Vers Bayonne sur la voie littorale – Mes Chemins de Compostelle

Mercredi 16 septembre,
29e étape : Saint-Jacques-de-Compostelle est à 911 kilomètres

Bayonne
De Vieux-Boucau à Bayonne

7h15, je quitte le village-vacances du Vieux Boucau en compagnie de Christian. J’envisage d’aller jusqu’à Bayonne, à plus de 40 km, et ça l’inquiète un peu, il a peur que ses pieds ne soient pas suffisamment bien rétablis. Nous n’avons encore rien réservé, nous allons voir si notre équipe fonctionne et jusqu’où nous pouvons poursuivre ensemble cette étape. Le temps est brumeux, il est difficile de savoir s’il pleuvra ou non. Aujourd’hui je commence ma 5ème semaine, Christian lui est un vétéran, il l’a commencée hier.

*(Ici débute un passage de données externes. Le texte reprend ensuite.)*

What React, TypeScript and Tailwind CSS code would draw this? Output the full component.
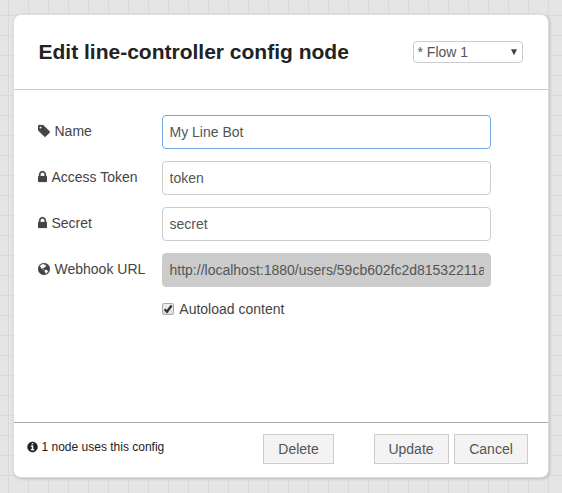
import React from "react";

function Glyph({ d, units, className }: { d: string; units: number; className: string }) {
  return (
    <svg viewBox={`0 0 ${units} 1792`} className={`shrink-0 ${className}`} fill="currentColor" stroke="currentColor" strokeWidth="30" fillRule="evenodd" aria-hidden="true">
      <path d={d} />
    </svg>
  );
}

const TAG =
  "M448 448q0-53-37.5-90.5t-90.5-37.5-90.5 37.5-37.5 90.5 37.5 90.5 90.5 37.5 90.5-37.5 37.5-90.5zm1067 576q0 53-37 90l-491 492q-39 37-91 37-53 0-90-37l-715-716q-38-37-64.5-101t-26.5-117v-416q0-52 38-90t90-38h416q53 0 117 26.5t102 64.5l715 714q37 39 37 91z";
const LOCK =
  "M320 768h512v-192q0-106-75-181t-181-75-181 75-75 181v192zm832 96v576q0 40-28 68t-68 28h-960q-40 0-68-28t-28-68v-576q0-40 28-68t68-28h32v-192q0-184 132-316t316-132 316 132 132 316v192h32q40 0 68 28t28 68z";
const INFO =
  "M1024 1376v-160q0-14-9-23t-23-9h-96v-512q0-14-9-23t-23-9h-320q-14 0-23 9t-9 23v160q0 14 9 23t23 9h96v320h-96q-14 0-23 9t-9 23v160q0 14 9 23t23 9h448q14 0 23-9t9-23zm-128-896v-160q0-14-9-23t-23-9h-192q-14 0-23 9t-9 23v160q0 14 9 23t23 9h192q14 0 23-9t9-23zm640 416q0 209-103 385.5t-279.5 279.5-385.5 103-385.5-103-279.5-279.5-103-385.5 103-385.5 279.5-279.5 385.5-103 385.5 103 279.5 279.5 103 385.5z";
const GLOBE =
  "M768 128a768 768 0 1 0 0 1536a768 768 0 1 0 0-1536z M270 480L400 340L580 250L720 230L820 300L760 380L900 330L1010 400L1080 530L970 590L900 670L810 740L740 820L690 780L600 800L590 880L680 900L710 1000L800 1030L740 1040L620 960L480 880L400 760L330 650L240 620z M880 1010L990 970L1110 1020L1200 1090L1310 1130L1260 1270L1130 1410L960 1490L910 1500L930 1330L830 1200L820 1090z";

function Row({ icon, label, children }: { icon: React.ReactNode; label: string; children: React.ReactNode }) {
  return (
    <div className="flex h-[34px] text-[14px] leading-5">
      <label className="flex w-[124px] shrink-0 items-center gap-[4.5px] pb-[2px] whitespace-nowrap text-[#444]">
        {icon}
        <span>{label}</span>
      </label>
      {children}
    </div>
  );
}

const field = "h-[34px] w-[329px] rounded border px-[6.5px] text-[14px] leading-5 text-[#555] outline-none";
const button = "h-[30px] border border-[#ccc] bg-[#f3f3f3] text-[14px] leading-5 text-[#555]";

export default function App() {
  return (
    <main className="h-[493px] w-[562px] overflow-hidden bg-[#e5e5e5] bg-[linear-gradient(to_right,#d9d9d9_1px,transparent_1px),linear-gradient(to_bottom,#d9d9d9_1px,transparent_1px)] bg-size-[20px_20px] bg-position-[8px_15px] pt-[14px] pl-[13px] font-['Liberation_Sans',Arial,sans-serif]">
      <section className="flex h-[464px] w-[536px] flex-col rounded-[8px] border border-[#ddd] bg-white shadow-[1px_1px_3px_#bbb]">
        <header className="flex h-[75px] items-center justify-between border-b border-[#ccc] pr-[25px] pl-[24.5px]">
          <h1 className="text-[21px] leading-6 font-bold text-[#222]">Edit line-controller config node</h1>
          <button className="flex h-[22px] w-[110px] items-center justify-between rounded border border-[#ccc] bg-white pr-[5px] pl-[3.5px] text-[14px] leading-5 text-[#555]">
            <span>* Flow 1</span>
            <svg viewBox="0 0 6 6" className="mb-px h-[6px] w-[6px]" fill="#444" aria-hidden="true">
              <path d="M0 .3H6L3.2 6H2.8z" />
            </svg>
          </button>
        </header>
        <div className="flex h-[332px] flex-col gap-3 pt-[25px] pl-6">
          <Row label="Name" icon={<Glyph d={TAG} units={1536} className="h-[14px] w-[12px]" />}>
            <input className={`${field} border-[#72a7e6]`} defaultValue="My Line Bot" />
          </Row>
          <Row label="Access Token" icon={<Glyph d={LOCK} units={1152} className="h-[14px] w-[9px]" />}>
            <input className={`${field} border-[#ccc]`} defaultValue="token" />
          </Row>
          <Row label="Secret" icon={<Glyph d={LOCK} units={1152} className="h-[14px] w-[9px]" />}>
            <input className={`${field} border-[#ccc]`} defaultValue="secret" />
          </Row>
          <Row label="Webhook URL" icon={<Glyph d={GLOBE} units={1536} className="h-[14px] w-[12px]" />}>
            <input readOnly className={`${field} border-[#ccc] bg-[#ccc]`} defaultValue="http://localhost:1880/users/59cb602fc2d81532211a" />
          </Row>
          <label className="flex h-5 items-center gap-[5.3px] pl-[124px] text-[14px] leading-5 text-[#444]">
            <span className="flex h-[12px] w-[12px] items-center justify-center rounded-[2px] border border-[#aaa] bg-linear-to-b from-[#eee] to-[#ddd]">
              <svg viewBox="0 0 10 10" className="h-[10px] w-[10px] shrink-0" fill="none" stroke="#333" strokeWidth="2.3" aria-hidden="true">
                <path d="M1.6 5.2L4 7.7L8.6 1.5" />
              </svg>
            </span>
            <span>Autoload content</span>
          </label>
        </div>
        <footer className="flex h-[55px] items-start border-t border-[#aaa] pt-[11px] pr-5 pl-[13px]">
          <div className="flex h-[26px] w-[236px] items-center gap-[3.5px] text-[12px] leading-5 whitespace-nowrap text-[#222]">
            <Glyph d={INFO} units={1536} className="h-[12px] w-[11px]" />
            <span>1 node uses this config</span>
          </div>
          <button className={`${button} w-[71px]`}>Delete</button>
          <button className={`${button} ml-[40px] w-[75px] pr-px`}>Update</button>
          <button className={`${button} ml-[5px] w-[74px]`}>Cancel</button>
        </footer>
      </section>
    </main>
  );
}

A l’accueil ils nous ont confirmé qu’il n’était pas nécessaire de repasser par Soustons, nous pouvons rejoindre le Chemin en continuant vers le sud la piste cyclable. De toute façon nous avons peu de chance de nous perdre Christian, à la pointe du progrès, est équipé d’un GPS qui nous alertera si nous nous écartons trop de la direction générale. En route nous faisons un peu plus connaissance et évoquons les joies et les peines de nos vies respectives et nous nous apercevons que nous avons vécus beaucoup d’expériences similaires. Christian, qui de par son métier a beaucoup voyagé, conclut «En fait malgré toutes nos différences on est tous pareils. Tous ces sentiments qui nous paraissent intimes et personnels les autres les éprouvent aussi», nous éprouvons tous les mêmes émotions devant les grands événements de la vie.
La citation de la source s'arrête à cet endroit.